No hace mucho, le comenté a una amiga que con diecisiete o dieciocho años tenía un amuleto de mala suerte. No tenía nada en especial, ni poderes mágicos ni ciencia alguna. Se trataba tan sólo de un ladrillo de barro cocido de pequeñas dimensiones, no más de tres centímetros, con tres filas de orificios; atravesado por un cordón de cuero que me anudaba al cuello.

Viendo a gente coger amuletos o talismanes y encomendarse a ellos para que la fortuna les acompañara o, en su caso, no les abandonara; yo pensé lo contrario. Tendría permanentemente un objeto que atraería la mala suerte y, cuando me desprendiera de él, en contraposición, las oportunidades se me brindarían por defecto.

Llegaba un examen, una aventura en el campo, una noche displicente o cualquier otra prueba, y sólo me planteaba desprenderme del ladrillito, meterlo en el bolsillo o dejarlo directamente en casa para llamar a la ventura.

Y es posible que sea eso. Las efigies, las estampas, las medallas, las patas de conejo… tienen el valor que nosotros le concedemos. Nuestro talante cambia cuando abrazamos determinada piedra o colgamos en nuestro pecho tal escapulario. Es nuestra actitud la que influye en el destino y no el amuleto. No es la herradura la que atrae la suerte, sino nuestra creencia en ese talismán.

En un cuento inacabado de hace tiempo, describía a una señora que, lo primero al levantarse, antes del café si quiera, era consultar su horóscopo para ver cómo debía comportarse el resto de la jornada.

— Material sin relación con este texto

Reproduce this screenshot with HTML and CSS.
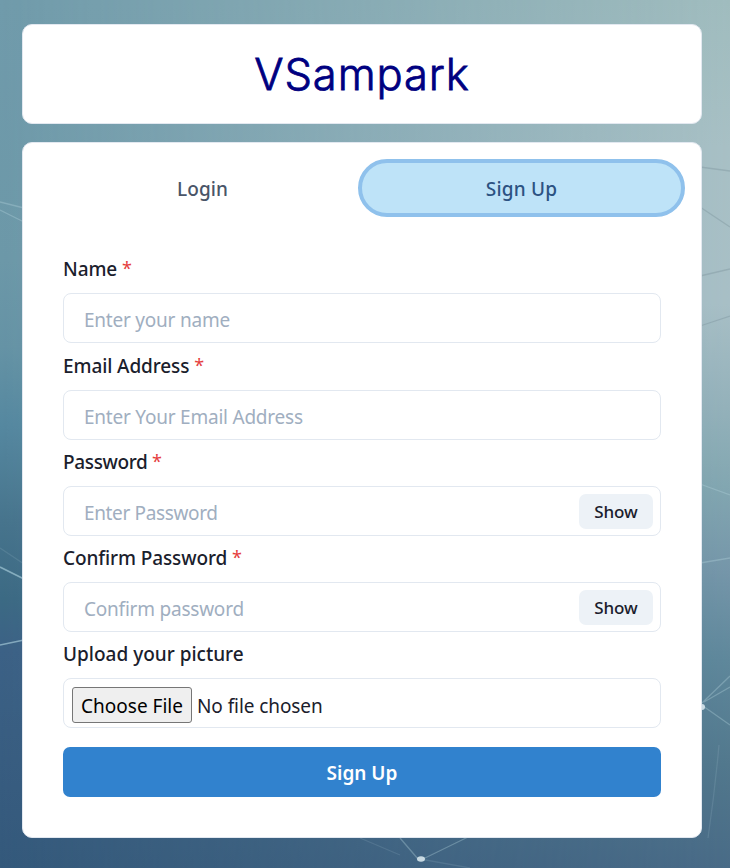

Ayer, a este respecto, leí en Sartoris, una de las primeras novelas de William Faulkner (que murió en el mismo año de mi nacimiento), que una de sus protagonistas (Miss Jenny) “era una verdadera optimista, es decir, una persona que espera siempre lo peor y por lo tanto recibe una agradable sorpresa al comprobar que ha pasado otro día sin que se produzca la catástrofe”.